Il tecnico a cui rimane più legato è Gigi Simoni: «Mi sono emozionato quando, leggendo la sua biografia, mi ha inserito fra i tre portieri più forti che ha allenato. Se sono arrivato a giocare stabilmente in A lo devo a questo grande signore . Con lui si era creato un rapporto padre-figlio. Appena tornai a Genoa dal prestito di Varese nell’ambiente non si respirava un’area favorevole nei miei confronti. Fu lui a rassicurarmi: “Dicono che sei una testa matta, ma io ti voglio conoscere e voglio darti fiducia. Alla fine disputai un campionato esaltante e vincemmo il campionato. A Simoni devo moltissimo. Il 21 giugno 1981, giorno della promozione del Grifone, abbracciandomi al triplice fischio mi disse: “Tu sei il mio portiere e non ti cambio neanche per Zoff o Bordon”. Venivo dalla C e a 29 anni diventavo un portiere vero arrivando a disputare 149 presenze nella massima categoria: quella frase non la potrò mai dimenticare. Una persona straordinaria, fondamentale anche dopo quella drammatica partita di Firenze con Antognoni in ospedale. Ero depresso, piangevo, non volevo più giocare. In quel periodo ho ricevuto almeno 400 lettere di tifosi, non solo della Fiorentina, che mi davano dell’assassino. Senza nemmeno accorgermene, ho avuto l’ulcera. Eppure Simoni, nonostante la mia insistenza di far giocare l’altro portiere (Favaro), non ha mai avuto dubbi» .
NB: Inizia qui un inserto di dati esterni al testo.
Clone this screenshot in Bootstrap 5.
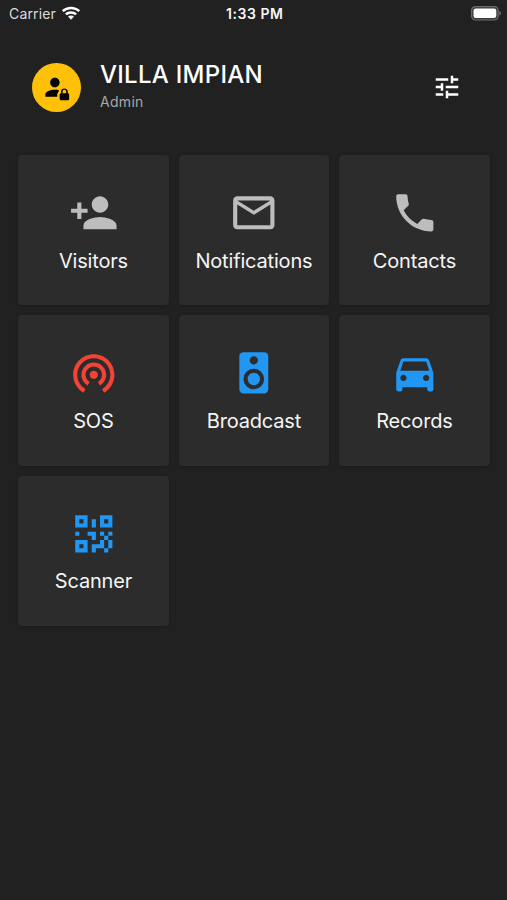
<!DOCTYPE html>
<html lang="en" data-bs-theme="dark">
<head>
<meta charset="utf-8">
<meta name="viewport" content="width=device-width, initial-scale=1">
<title>Villa Impian</title>
<link href="https://cdn.jsdelivr.net/npm/bootstrap@5.3.0/dist/css/bootstrap.min.css" rel="stylesheet">
<style>
body{background:#212121;color:#f5f5f5;font-family:Inter,"Liberation Sans",sans-serif;min-height:900px;line-height:1}
svg{display:block;fill:currentColor;flex:none}
.status-bar{height:27px;padding:0 6.5px 0 9px;font-size:14px}
.status-bar>div{flex:1 1 0}
.carrier{color:#dcdcdc;letter-spacing:.15px}
.wifi{margin-left:5px}
.clock{font-weight:600;font-size:14px;letter-spacing:.55px;color:#f7f7f7}
.profile{height:128px;padding:8px 45px 16px 31.5px}
.avatar{width:49px;height:49px;background:#ffc107;color:#000;padding-left:2.5px}
.who{margin-left:19.5px;padding-bottom:2px}
.villa{font-size:24px;font-weight:500;letter-spacing:.27px;line-height:28px;margin:0}
.role{font-size:14px;line-height:18px;letter-spacing:.3px;color:#a8a8a8;margin-top:4px}
.tiles{display:grid;grid-template-columns:repeat(3,150.5px);grid-auto-rows:150.4px;gap:10px;padding-left:18.2px}
.tile{background:#2c2c2c;border:0;border-radius:4px;box-shadow:0 1px 3px rgba(0,0,0,.22);color:#f5f5f5;text-decoration:none;padding-top:33px}
.tile svg{width:49.6px;height:49.6px}
.tile-label{font-size:20px;line-height:24px;margin-top:11px;letter-spacing:-.17px;white-space:nowrap}
.ico-grey{color:#bdbdbd}.ico-red{color:#f44336}.ico-blue{color:#2196f3}
</style>
<script src="https://cdn.jsdelivr.net/npm/bootstrap@5.3.0/dist/js/bootstrap.bundle.min.js"></script>
</head>
<body>
<div class="status-bar d-flex align-items-center">
  <div class="d-flex align-items-center carrier"><span>Carrier</span>
    <svg class="wifi text-white" width="20" height="15" viewBox="0 0 20 15"><path d="M10 .8C6.500.8 3.300 2.100.9 4.300l1.700 1.800A10.800 10.800 0 0 1 10 3.200c2.900 0 5.500 1.100 7.400 2.900l1.700-1.800A13.400 13.400 0 0 0 10 .8zM10 5.200c-2.300 0-4.400.9-6 2.300l1.800 1.800a6.200 6.200 0 0 1 8.400 0L16 7.500a8.900 8.900 0 0 0-6-2.300zM10 9.400c-1.200 0-2.200.4-3 1.100l3 3.200 3-3.200c-.8-.7-1.800-1.100-3-1.100z"/></svg>
  </div>
  <span class="clock">1:33 PM</span>
  <div class="d-flex justify-content-end">
    <svg width="30" height="15" viewBox="0 0 30 15"><rect x=".6" y=".6" width="26.600" height="13.400" rx="4" fill="#3a3a3a" stroke="#6c6c6c" stroke-width="1.200"/><rect x="2.500" y="2.500" width="22.800" height="9.600" rx="2.300" fill="#fff"/><path d="M28.300 5c1.200.4 1.700 1.200 1.700 2.300s-.5 1.900-1.700 2.300z" fill="#6c6c6c"/></svg>
  </div>
</div>
<header class="profile d-flex align-items-center">
  <div class="avatar rounded-circle d-flex align-items-center justify-content-center">
    <svg width="28.500" height="28.500" viewBox="0 0 24 24"><path d="M6 8C6 5.790 7.790 4 10 4S14 5.790 14 8 12.210 12 10 12 6 10.210 6 8M12 18.200C12 17.240 12.500 16.340 13.200 15.740V15.500C13.200 15.110 13.270 14.740 13.380 14.380C12.350 14.140 11.210 14 10 14C5.580 14 2 15.790 2 18V20H12V18.200M22 18.300V21.800C22 22.400 21.400 23 20.700 23H15.200C14.600 23 14 22.400 14 21.700V18.200C14 17.600 14.600 17 15.200 17V15.500C15.200 14.100 16.600 13 18 13S20.800 14.100 20.800 15.500V17C21.400 17 22 17.600 22 18.300M19.500 15.500C19.500 14.700 18.800 14.200 18 14.200S16.500 14.700 16.500 15.500V17H19.500V15.500Z"/></svg>
  </div>
  <div class="who flex-grow-1">
    <h1 class="villa">VILLA IMPIAN</h1>
    <div class="role">Admin</div>
  </div>
  <svg class="text-white" width="30" height="30" viewBox="0 0 24 24"><path d="M3 17v2h6v-2H3zM3 5v2h10V5H3zm10 16v-2h8v-2h-8v-2h-2v6h2zM7 9v2H3v2h4v2h2V9H7zm14 4v-2H11v2h10zm-6-4h2V7h4V5h-4V3h-2v6z"/></svg>
</header>
<main class="tiles">
  <a href="#" class="tile card align-items-center">
    <svg class="ico-grey" viewBox="0 0 24 24"><path d="M15 12c2.210 0 4-1.790 4-4s-1.790-4-4-4-4 1.790-4 4 1.790 4 4 4zm-9-2V7H4v3H1v2h3v3h2v-3h3v-2H6zm9 4c-2.670 0-8 1.340-8 4v2h16v-2c0-2.660-5.330-4-8-4z"/></svg>
    <span class="tile-label">Visitors</span>
  </a>
  <a href="#" class="tile card align-items-center">
    <svg class="ico-grey" viewBox="0 0 24 24"><path d="M20 4H4c-1.100 0-1.990.9-1.990 2L2 18c0 1.100.9 2 2 2h16c1.100 0 2-.9 2-2V6c0-1.100-.9-2-2-2zm0 14H4V8l8 5 8-5v10zm-8-7L4 6h16l-8 5z"/></svg>
    <span class="tile-label">Notifications</span>
  </a>
  <a href="#" class="tile card align-items-center">
    <svg class="ico-grey" viewBox="0 0 24 24"><path d="M6.540 3H4c-.55 0-1 .45-1 1 0 9.390 7.610 17 17 17 .55 0 1-.45 1-1v-3.490c0-.55-.45-1-1-1-1.240 0-2.450-.2-3.570-.57-.35-.11-.74-.03-1.020.24l-2.200 2.200c-2.830-1.440-5.150-3.750-6.590-6.590l2.200-2.210c.28-.26.36-.65.25-1C8.700 6.450 8.500 5.250 8.500 4c0-.55-.45-1-1-1z"/></svg>
    <span class="tile-label">Contacts</span>
  </a>
  <a href="#" class="tile card align-items-center">
    <svg class="ico-red" viewBox="0 0 24 24"><path d="M12 11c-1.100 0-2 .9-2 2s.9 2 2 2 2-.9 2-2-.9-2-2-2zm6 2c0-3.310-2.690-6-6-6s-6 2.690-6 6c0 2.220 1.210 4.150 3 5.190l1-1.740c-1.190-.7-2-1.970-2-3.450 0-2.210 1.790-4 4-4s4 1.790 4 4c0 1.480-.81 2.750-2 3.450l1 1.740c1.790-1.040 3-2.970 3-5.190zM12 3C6.480 3 2 7.480 2 13c0 3.700 2.010 6.920 4.990 8.650l1-1.730C5.610 18.530 4 15.960 4 13c0-4.420 3.580-8 8-8s8 3.580 8 8c0 2.960-1.610 5.530-4 6.920l1 1.730c2.990-1.730 5-4.950 5-8.650 0-5.520-4.480-10-10-10z"/></svg>
    <span class="tile-label">SOS</span>
  </a>
  <a href="#" class="tile card align-items-center">
    <svg class="ico-blue" viewBox="0 0 24 24"><path d="M12 12a3 3 0 0 0-3 3 3 3 0 0 0 3 3 3 3 0 0 0 3-3 3 3 0 0 0-3-3m0 8a5 5 0 0 1-5-5 5 5 0 0 1 5-5 5 5 0 0 1 5 5 5 5 0 0 1-5 5m0-16a2 2 0 0 1 2 2 2 2 0 0 1-2 2 2 2 0 0 1-2-2 2 2 0 0 1 2-2m5-2H7a2 2 0 0 0-2 2v16a2 2 0 0 0 2 2h10a2 2 0 0 0 2-2V4a2 2 0 0 0-2-2z"/></svg>
    <span class="tile-label">Broadcast</span>
  </a>
  <a href="#" class="tile card align-items-center">
    <svg class="ico-blue" viewBox="0 0 24 24"><path d="M18.920 6.010C18.720 5.420 18.160 5 17.500 5h-11c-.66 0-1.210.42-1.420 1.010L3 12v8c0 .55.45 1 1 1h1c.55 0 1-.45 1-1v-1h12v1c0 .55.45 1 1 1h1c.55 0 1-.45 1-1v-8l-2.080-5.990zM6.500 16c-.83 0-1.500-.67-1.500-1.500S5.670 13 6.500 13s1.500.67 1.500 1.500S7.330 16 6.500 16zm11 0c-.83 0-1.500-.67-1.500-1.500s.67-1.500 1.500-1.500 1.500.67 1.500 1.500-.67 1.500-1.500 1.500zM5 11l1.500-4.500h11L19 11H5z"/></svg>
    <span class="tile-label">Records</span>
  </a>
  <a href="#" class="tile card align-items-center">
    <svg class="ico-blue" viewBox="0 0 24 24"><path d="M3 11h2v2H3v-2m8-6h2v4h-2V5m-2 6h4v4h-2v-2H9v-2m6 0h2v2h2v-2h2v2h-2v2h2v4h-2v2h-2v-2h-4v2h-2v-4h4v-2h2v-2h-2v-2m4 8v-4h-2v4h2M15 3h6v6h-6V3m2 2v2h2V5h-2M3 3h6v6H3V3m2 2v2h2V5H5M3 15h6v6H3v-6m2 2v2h2v-2H5z"/></svg>
    <span class="tile-label">Scanner</span>
  </a>
</main>
</body>
</html>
Antognoni, la Roma, il Toro e la carriera di procuratore. Con Giancarlo Antognoni è rimasta una bella amicizia: «Quell’incidente di gioco mi portò dritto in tribunale. Accusato di lesioni personali volontarie gravi. All’improvviso divenni il capro espiatorio della violenza in campo e sugli spalti senza avere un’attitudine criminale. Sino a quel momento non avevo mai fatto del male a nessuno e sull’involontarietà del fallo ero tranquillo. Un’uscita scomposta, da portiere di pallamano, ma senza cattiveria e volontarietà. Francamente il mio unico pensiero era rivolto alla guarigione di Giancarlo e appena mi fu possibile andai a trovarlo in ospedale. Lui è stato il mio vero grande avvocato difensore. Sin da quando riprese a parlare mi scagionò completamente ripetendo al giudice che io non avevo colpe, che lo scontro era avvenuto perché entrambi seguivamo la traiettoria della palla e lui era leggermente scivolato sul gesso nel tentativo di scavalcarmi e non gli era mai nemmeno sfiorato il dubbio che avessi l’intenzione di fargli male. Antognoni non è stato solo un campione, ma una persona onesta e generosa». Dopo l’esperienza del Genoa lo voleva la Roma reduce dalla sconfitta in Coppa dei Campioni: «Ebbi un colloquio con il ds Nardino Previdi inviato dal presidente Viola. Era tutto fatto quando ricevo un’offerta clamorosa dal Torino di Radice. Ho guadagnato più in granata che nei cinque anni trascorsi in Liguria. L’attaccante più forte che ho incontrato sulla mia strada? Paolino Pulici che aveva un tiro micidiale anche se a me segnavano sempre Cabrini e Platini». La carriera volge al termine e mentre torna a casa in una delle ultime trasferte con il Verona pensa al suo futuro: «Mi balena in mente l’idea di fare il procuratore sportivo. Ho iniziato nel 1990 con quattro ragazzi delle giovanili del Verona (Lamacchi, Piubelli, Sturba e Guerra) e dopo oltre 30 anni sono ancora in questo mondo dorato».